CodePudding user response:
Trying to understand the wider context of your problem here, I think this is an x,y problem. In my experience when I have wanted to calculate the Levensthein Distance I have been attempting to find duplicate rows, and I've always wanted to do something with them once found. Pivoting them into columns actually makes any further processing very difficult. So I would approach this by keep the rows as they are, but matching them against the first duplicate in the C1 group found. This also handles as many potential duplicates as are found - although to be fair this is fairly simplistic logic.

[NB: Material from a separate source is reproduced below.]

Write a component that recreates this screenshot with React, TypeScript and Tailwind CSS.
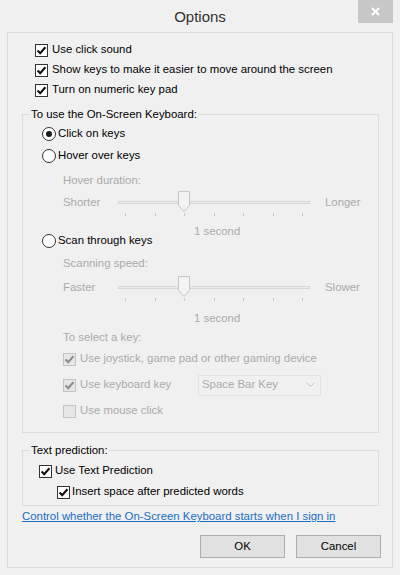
import React from 'react';

const dim = 'text-[#aaaaaa]';

function Check({ checked, disabled }: { checked?: boolean; disabled?: boolean }) {
  return (
    <span
      className={`flex h-[13px] w-[13px] shrink-0 items-center justify-center border ${
        disabled ? 'border-[#c4c4c4] bg-[#e6e6e6]' : 'border-[#333333] bg-white'
      }`}
    >
      {checked && (
        <svg width="11" height="11" viewBox="0 0 11 11">
          <path
            d="M1.6 5.6 L4.2 8.3 L9.4 2.2"
            fill="none"
            stroke={disabled ? '#8c8c8c' : '#111111'}
            strokeWidth="2.1"
          />
        </svg>
      )}
    </span>
  );
}

function Radio({ selected }: { selected?: boolean }) {
  return (
    <span className="flex h-[14px] w-[14px] shrink-0 items-center justify-center rounded-full border border-[#333333] bg-white">
      {selected && <span className="h-[6px] w-[6px] rounded-full bg-[#1a1a1a]" />}
    </span>
  );
}

function Slider({ left, right, mt }: { left: string; right: string; mt: string }) {
  return (
    <div className={mt}>
      <div className="flex h-[20px] items-center">
        <span className={`w-[55px] ${dim}`}>{left}</span>
        <div className="relative h-[20px] w-[192px]">
          <div className="absolute left-0 right-0 top-[8px] h-[3px] border border-[#d6d6d6] bg-[#ececec]" />
          <svg className="absolute left-[60px] top-[-2px]" width="12" height="21" viewBox="0 0 12 21">
            <path d="M0.5 0.5 H11.5 V14.5 L6 20.5 L0.5 14.5 Z" fill="#f3f3f3" stroke="#c6c6c6" />
          </svg>
        </div>
        <span className={`ml-[15px] ${dim}`}>{right}</span>
      </div>
      <div className="ml-[55px] flex h-[3px] w-[192px] justify-between px-[7px]">
        {[0, 1, 2, 3, 4, 5, 6].map((i) => (
          <span key={i} className="h-[3px] w-px bg-[#c8c8c8]" />
        ))}
      </div>
    </div>
  );
}

export default function App() {
  return (
    <div
      className="h-[575px] w-[400px] overflow-hidden bg-[#f0f0f0] text-[11.4px] text-black"
      style={{ fontFamily: '"Liberation Sans", Arial, sans-serif' }}
    >
      <div className="relative flex h-[32px] items-center justify-center pt-[2px]">
        <span className="text-[15px] text-[#333333]">Options</span>
        <div className="absolute right-[7px] top-0 flex h-[23px] w-[35px] items-center justify-center bg-[#c7c7c7]">
          <svg width="9" height="9" viewBox="0 0 9 9">
            <path d="M1 1 L8 8 M8 1 L1 8" stroke="#ffffff" strokeWidth="2" />
          </svg>
        </div>
      </div>

      <div className="mx-[7px] h-[536px] border border-[#dadada] pt-[7px]">
        <div className="pl-[27px]">
          {['Use click sound', 'Show keys to make it easier to move around the screen', 'Turn on numeric key pad'].map(
            (t) => (
              <label key={t} className="flex h-[20px] items-center gap-[4px]">
                <Check checked />
                <span>{t}</span>
              </label>
            )
          )}
        </div>

        <fieldset className="ml-[14px] mr-[13px] mt-[7px] border border-[#dcdcdc] pb-[11px]">
          <legend className="ml-[7px] px-px leading-[14px]">To use the On-Screen Keyboard:</legend>
          <div className="pl-[19px]">
            <div className="mt-[3px] flex h-[20px] items-center gap-[2px]">
              <Radio selected />
              <span>Click on keys</span>
            </div>
            <div className="mt-[2px] flex h-[20px] items-center gap-[2px]">
              <Radio />
              <span>Hover over keys</span>
            </div>
          </div>
          <div className="pl-[40px]">
            <div className={`mt-[7px] flex h-[16px] items-center ${dim}`}>Hover duration:</div>
            <Slider left="Shorter" right="Longer" mt="mt-[4px]" />
            <div className={`ml-[131px] mt-[10px] h-[10px] leading-[10px] ${dim}`}>1 second</div>
          </div>
          <div className="flex h-[10px] items-center gap-[2px] pl-[19px]">
            <Radio />
            <span>Scan through keys</span>
          </div>
          <div className="pl-[40px]">
            <div className={`mt-[10px] flex h-[16px] items-center ${dim}`}>Scanning speed:</div>
            <Slider left="Faster" right="Slower" mt="mt-[6px]" />
            <div className={`ml-[131px] mt-[12px] h-[10px] leading-[10px] ${dim}`}>1 second</div>
            <div className={`mt-[7px] flex h-[16px] items-center ${dim}`}>To select a key:</div>
            <div className="mt-[3px] flex h-[20px] items-center gap-[4px]">
              <Check checked disabled />
              <span className={dim}>Use joystick, game pad or other gaming device</span>
            </div>
            <div className="mt-[5px] flex h-[22px] items-center gap-[4px]">
              <Check checked disabled />
              <span className={`w-[114px] ${dim}`}>Use keyboard key</span>
              <div className="flex h-[21px] w-[123px] items-center justify-between border border-[#e2e2e2] pl-[3px] pr-[5px]">
                <span className={dim}>Space Bar Key</span>
                <svg width="9" height="6" viewBox="0 0 9 6">
                  <path d="M0.5 0.5 L4.5 4.5 L8.5 0.5" fill="none" stroke="#c4c4c4" />
                </svg>
              </div>
            </div>
            <div className="mt-[5px] flex h-[20px] items-center gap-[4px]">
              <Check disabled />
              <span className={dim}>Use mouse click</span>
            </div>
          </div>
        </fieldset>

        <fieldset className="ml-[14px] mr-[13px] mt-[10px] border border-[#dcdcdc] pb-[3px]">
          <legend className="ml-[7px] px-px leading-[14px]">Text prediction:</legend>
          <div className="pl-[16px]">
            <label className="mt-[4px] flex h-[20px] items-center gap-[3px]">
              <Check checked />
              <span>Use Text Prediction</span>
            </label>
            <label className="ml-[18px] mt-[1px] flex h-[20px] items-center gap-[2px]">
              <Check checked />
              <span>Insert space after predicted words</span>
            </label>
          </div>
        </fieldset>

        <div className="ml-[14px] mt-[3px] flex h-[16px] items-center">
          <a className="text-[#1a6dc4] underline">Control whether the On-Screen Keyboard starts when I sign in</a>
        </div>

        <div className="mr-[11px] mt-[10px] flex justify-end gap-[11px]">
          <button className="h-[23px] w-[85px] border border-[#adadad] bg-[#e1e1e1]">OK</button>
          <button className="h-[23px] w-[85px] border border-[#adadad] bg-[#e1e1e1]">Cancel</button>
        </div>
      </div>
    </div>
  );
}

DECLARE @Table TABLE (Id int, C1 nvarchar(20), C2 nvarchar(20), C3 nvarchar(20), C4 nvarchar(20));
INSERT INTO @Table (Id, C1, C2, C3, C4) VALUES
(1, 'Alton', 'James', 'Webs', 'AltonJamesWebs'),
(2, 'Alton', 'Webs', 'Jams', 'AltonJamsWebs'),
(3, 'Buddarakh', 'Izme', 'Grill', 'BuddarakhGrillIzme'),
(4, 'Buddarakh', 'Gri', 'Izmezh', 'BuddarakhGriIzmezh'),
(5, 'Buddarakh', 'Gric', 'Izmezh', 'BuddarakhGriIzmezh');
WITH cte1 AS (
-- First find the row number within the C1 group
SELECT *
, ROW_NUMBER() OVER (PARTITION BY C1 ORDER BY Id) rn
FROM @Table
), cte2 AS (
-- Second using lag for all but the first row, lag back using rn to the
-- first row in the C1 group
SELECT *
, CASE WHEN rn > 1 THEN LAG(Id, rn-1, null) OVER (PARTITION BY C1 ORDER BY Id) ELSE NULL END baseId
, CASE WHEN rn > 1 THEN LAG(C2, rn-1, null) OVER (PARTITION BY C1 ORDER BY Id) ELSE NULL END baseC2
, CASE WHEN rn > 1 THEN LAG(C3, rn-1, null) OVER (PARTITION BY C1 ORDER BY Id) ELSE NULL END baseC3
, CASE WHEN rn > 1 THEN LAG(C4, rn-1, null) OVER (PARTITION BY C1 ORDER BY Id) ELSE NULL END baseC4
FROM cte1
)
SELECT Id
, C1, C2, C3, C4
, baseId, baseC2, baseC3, baseC4
-- Some function to calculate Levensthein Distance
, dbo.LevenstheinDistance(baseC4, C4) LevenstheinDistance
FROM cte2;
This returns:
Id | C1 | C2 | C3 | C4 | baseId | baseC2 | baseC3 | baseC4 |
---|---|---|---|---|---|---|---|---|
1 | Alton | James | Webs | AltonJamesWebs | null | null | null | null |
2 | Alton | Webs | Jams | AltonJamsWebs | 1 | James | Webs | AltonJamesWebs |
3 | Buddarakh | Izme | Grill | BuddarakhGrillIzme | null | null | null | null |
4 | Buddarakh | Gri | Izmezh | BuddarakhGriIzmezh | 3 | Izme | Grill | BuddarakhGrillIzme |
5 | Buddarakh | Gric | Izmezh | BuddarakhGriIzmezh | 3 | Izme | Grill | BuddarakhGrillIzme |
Which as you can see returns against each row (aside from the first in the group), the details of the first row in the group which can then be used to calculate the Levensthein Distance and then potentially to merge them because it knows which rows its being compared against.
Thanks for the sample data Patrick Hurst.